It may be noted 10 watts of "undistorted" power (wieviel Klirrfaktor ist denn "unverzerrte" Leistung ?) was available at 10,000 cps, while at the low end 16 watts were available at 100 cps, 14 watts at 50 cps, and 13 watts at 40 cps.

Der Autor mißt zwischen 1,5%, 3,4% und 4,2% Klirr

It was surprising to find Channel A of the 299 originally producing 1.5 per cent IM distortion at 1 watt equivalent sine wave power, 3.4 per cent at 5 watts, and 4.2 per cent at 10 watts; these readings were obtained by using just enough signal input to drive the 299 to full output with the gain control at maximum.

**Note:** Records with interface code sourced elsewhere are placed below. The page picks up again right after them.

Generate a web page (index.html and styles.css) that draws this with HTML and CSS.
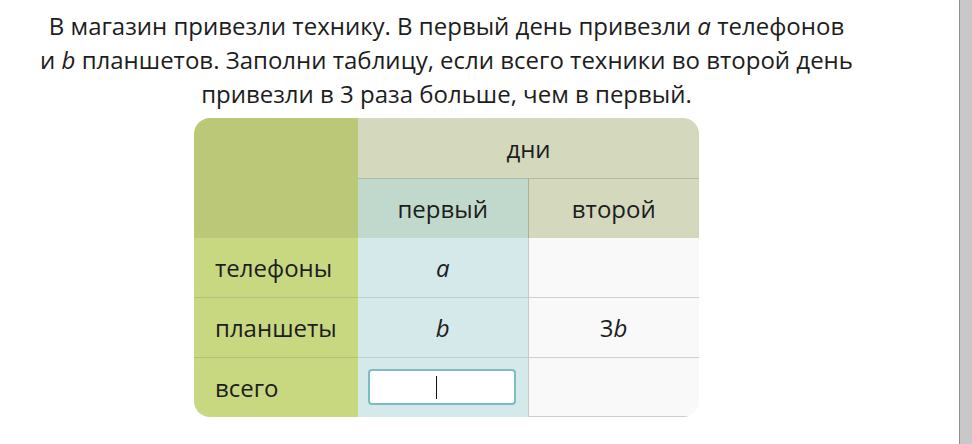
FILE: index.html
```html
<!DOCTYPE html>
<html lang="ru">
<head>
<meta charset="utf-8">
<title>Таблица</title>
<link rel="stylesheet" href="styles.css">
</head>
<body>
<div class="page">
  <main class="content">
    <p class="task">В магазин привезли технику. В первый день привезли <i>a</i> телефонов<br>и <i>b</i> планшетов. Заполни таблицу, если всего техники во второй день<br>привезли в 3 раза больше, чем в первый.</p>
    <div class="table-wrap">
      <table class="grid">
        <colgroup>
          <col class="c-label">
          <col class="c-first">
          <col class="c-second">
        </colgroup>
        <thead>
          <tr>
            <th class="corner" rowspan="2"></th>
            <th class="days" colspan="2">дни</th>
          </tr>
          <tr>
            <th class="h-first">первый</th>
            <th class="h-second">второй</th>
          </tr>
        </thead>
        <tbody>
          <tr>
            <th class="label">телефоны</th>
            <td class="first"><i>a</i></td>
            <td class="second"></td>
          </tr>
          <tr>
            <th class="label">планшеты</th>
            <td class="first"><i>b</i></td>
            <td class="second">3<i>b</i></td>
          </tr>
          <tr class="last">
            <th class="label">всего</th>
            <td class="first"><div class="field"><span class="caret"></span></div></td>
            <td class="second"></td>
          </tr>
        </tbody>
      </table>
    </div>
  </main>
  <div class="scrollbar"></div>
</div>
</body>
</html>
```

FILE: styles.css
```css
html, body {
  margin: 0;
  padding: 0;
  background: #ffffff;
}

body {
  font-family: "Open Sans", "Noto Sans", sans-serif;
  color: #1d1d1d;
}

.page {
  display: grid;
  grid-template-columns: 893px 1fr 13px;
  height: 444px;
  overflow: hidden;
}

.content {
  grid-column: 1;
  text-align: center;
}

.scrollbar {
  grid-column: 3;
  background: #c8c8c8;
  border-left: 1px solid #8f8f8f;
}

.task {
  margin: 9px 0 0;
  font-size: 24px;
  line-height: 34px;
}

.task i {
  font-style: italic;
}

.table-wrap {
  width: 505px;
  margin: 7px auto 0;
  border-radius: 16px;
  overflow: hidden;
}

.grid {
  width: 505px;
  border-collapse: collapse;
  table-layout: fixed;
  font-size: 24px;
}

.c-label { width: 164px; }
.c-first { width: 170px; }
.c-second { width: 171px; }

.grid th,
.grid td {
  height: 59px;
  padding: 0;
  font-weight: normal;
  text-align: center;
  vertical-align: middle;
  border-top: 1px solid #c3c6b6;
}

.grid thead tr:first-child th {
  border-top: none;
  height: 60px;
}

.corner {
  background: #bac878;
}

.days {
  background: #d4d8bd;
}

.h-first {
  background: #c1d9cc;
  border-top-color: #b3b8a3 !important;
}

.h-second {
  background: #d4d8bd;
  border-top-color: #b3b8a3 !important;
  border-left: 1px solid #a9b19c;
}

.label {
  background: #c8d880;
  text-align: left !important;
  padding-left: 21px !important;
  border-top-color: #b4bf7e !important;
}

.grid tbody tr:first-child th,
.grid tbody tr:first-child td {
  border-top: none;
}

.first {
  background: #d5e8ea;
  border-top-color: #c0cfd0 !important;
}

.second {
  background: #f9f9f9;
  border-left: 1px solid #c9c9c9;
  border-right: 1px solid #cdcdcd;
  border-top-color: #cfcfcf !important;
}

.last th,
.last td {
  height: 58px;
}

.last .second {
  border-bottom: 1px solid #cdcdcd;
}

.grid i {
  font-style: italic;
}

.field {
  width: 144px;
  height: 32px;
  margin: 0 auto;
  position: relative;
  left: -1px;
  background: #ffffff;
  border: 2px solid #7bbcc5;
  border-radius: 4px;
  display: flex;
  align-items: center;
  justify-content: center;
}

.caret {
  width: 1px;
  height: 23px;
  background: #111111;
  margin-left: -10px;
}
```
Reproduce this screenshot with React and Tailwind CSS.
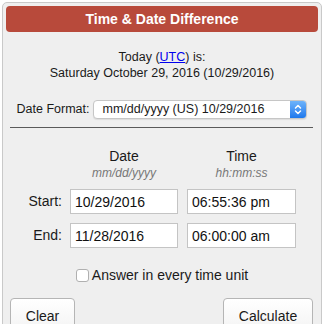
import React from "react";

function SelectArrows() {
  return (
    <svg width="8" height="11" viewBox="0 0 8 11" fill="none" stroke="white" strokeWidth="1.5" strokeLinecap="round" strokeLinejoin="round">
      <path d="M1.5 4 L4 1.5 L6.5 4" />
      <path d="M1.5 7 L4 9.5 L6.5 7" />
    </svg>
  );
}

function Field({ value }) {
  return (
    <input
      readOnly
      value={value}
      className="h-[25px] w-full border border-[#c4c4c4] bg-white pl-[4px] text-[14px] text-[#111] outline-none"
    />
  );
}

export default function App() {
  return (
    <div className="h-[324px] w-[324px] overflow-hidden bg-white pl-[2px] pt-[2px] font-['Liberation_Sans',Arial,sans-serif] text-[#1a1a1a]">
      <div className="h-[340px] w-[320px] rounded-[5px] border border-[#c9c9c9] bg-[#efefef] p-[3px]">
        <div className="flex h-[26px] items-center justify-center rounded-[4px] bg-[#b84a3b] text-[14px] font-bold text-white">
          Time &amp; Date Difference
        </div>

        <div className="mt-[17px] text-center text-[12.5px] leading-[16px]">
          <div>
            Today (<a href="#" className="text-[#0000ee] underline">UTC</a>) is:
          </div>
          <div>Saturday October 29, 2016 (10/29/2016)</div>
        </div>

        <div className="mt-[19px] flex items-center justify-center gap-[4px] text-[12.5px]">
          <span>Date Format:</span>
          <div className="flex h-[19px] w-[214px] items-center overflow-hidden rounded-[4px] border border-[#c6c6c6] bg-white shadow-[0_1px_1px_rgba(0,0,0,0.08)]">
            <span className="flex-1 pl-[8px]">mm/dd/yyyy (US) 10/29/2016</span>
            <span className="flex h-full w-[16px] items-center justify-center bg-gradient-to-b from-[#6db3fb] to-[#1c78ec]">
              <SelectArrows />
            </span>
          </div>
        </div>

        <div className="ml-[4px] mr-[5px] mt-[8px] h-px bg-[#5a5a5a]" />

        <div className="ml-[8px] mt-[19px] grid grid-cols-[48px_108px_110px] items-center gap-x-[8px] text-[14px]">
          <div />
          <div className="text-center leading-[18px]">Date</div>
          <div className="ml-[1px] text-center leading-[18px]">Time</div>
          <div />
          <div className="text-center text-[12px] italic leading-[16px] text-[#777]">mm/dd/yyyy</div>
          <div className="ml-[1px] text-center text-[12px] italic leading-[16px] text-[#777]">hh:mm:ss</div>

          <div className="mt-[8px] text-right">Start:</div>
          <div className="mt-[8px]"><Field value="10/29/2016" /></div>
          <div className="ml-[1px] mt-[8px]"><Field value="06:55:36 pm" /></div>

          <div className="mt-[9px] text-right">End:</div>
          <div className="mt-[9px]"><Field value="11/28/2016" /></div>
          <div className="ml-[1px] mt-[9px]"><Field value="06:00:00 am" /></div>
        </div>

        <label className="mt-[18px] flex items-center justify-center gap-[3px] text-[14px] leading-[18px]">
          <input type="checkbox" className="h-[13px] w-[13px] appearance-none rounded-[3px] border border-[#b0b0b0] bg-white" />
          <span>Answer in every time unit</span>
        </label>

        <div className="ml-[4px] mr-[5px] mt-[14px] flex justify-between text-[14px]">
          <button className="flex h-[36px] w-[65px] items-center justify-center rounded-[4px] border border-[#b5b5b5] bg-gradient-to-b from-white to-[#f3f3f3]">
            Clear
          </button>
          <button className="flex h-[36px] w-[90px] items-center justify-center rounded-[4px] border border-[#b5b5b5] bg-gradient-to-b from-white to-[#f3f3f3]">
            Calculate
          </button>
        </div>
      </div>
    </div>
  );
}
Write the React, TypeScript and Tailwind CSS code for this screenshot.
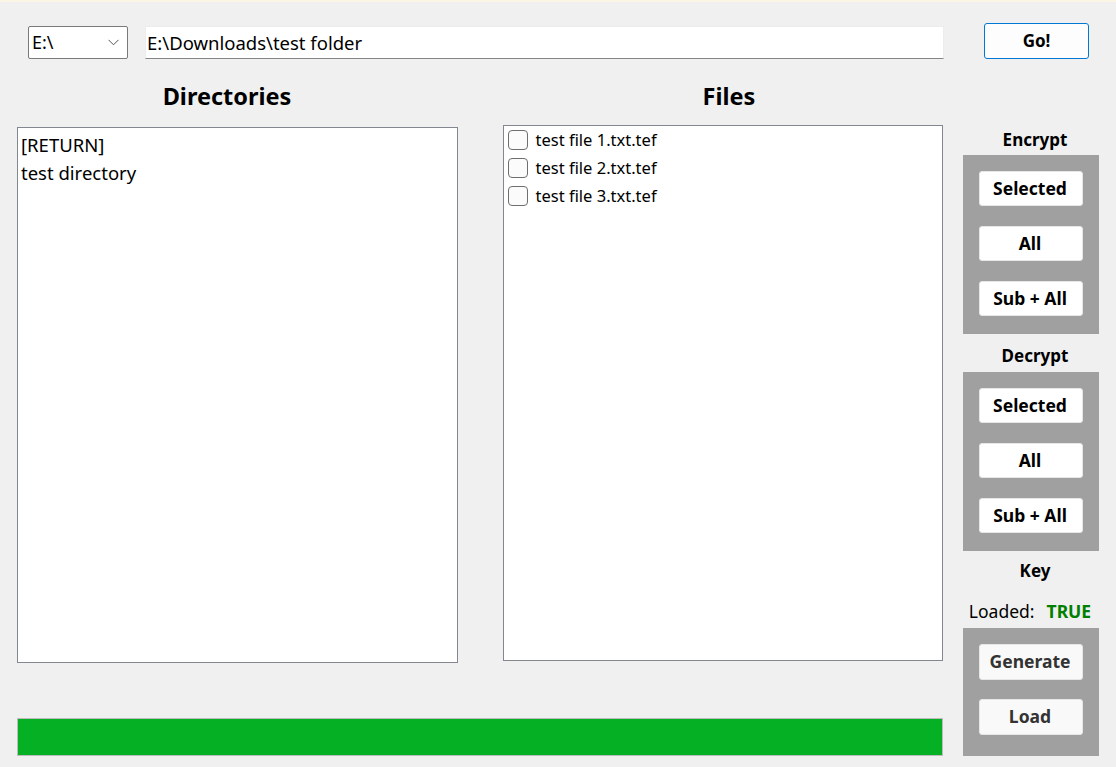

Almost identical results were obtained on Channel B. Adjustment of the d.c. balance controls produced virtually no change, but a radical improvement was obtained by adjusting the a.c. balance controls.

The results then were 0.19 per cent IM at 1 watt, 0.23 per cent at 10 watts, 0.7 per cent at 10 watts, and 1.4 per cent at 15 watts; even (slightly) better results were obtained on Channel B.

From this experience it appears that the purchaser is well advised to have his 299 thoroughly checked and aligned by a competent technician before installing it in his audio system.

  • Anmerkung : Das heißt doch "durch die Blume gesagt", daß der Verstärker ab Werk gar nicht einsatzbereit ist.

Of course, this is a rule that applies to all audio equipment; the reviewer's experience with the 299 is far from exceptional. (It may be noted here that in measuring IM in Scott's 222 amplifier, reviewed below, adjustment of the a.c. balance control produced no improvement on one channel and only slight improvement on the other.)

Linearität :

With gain full on and the controls at mid-position, frequency response was "relatively" flat, as measured on Channel A, remaining within ±2db in the 40 to 15,000 cps range.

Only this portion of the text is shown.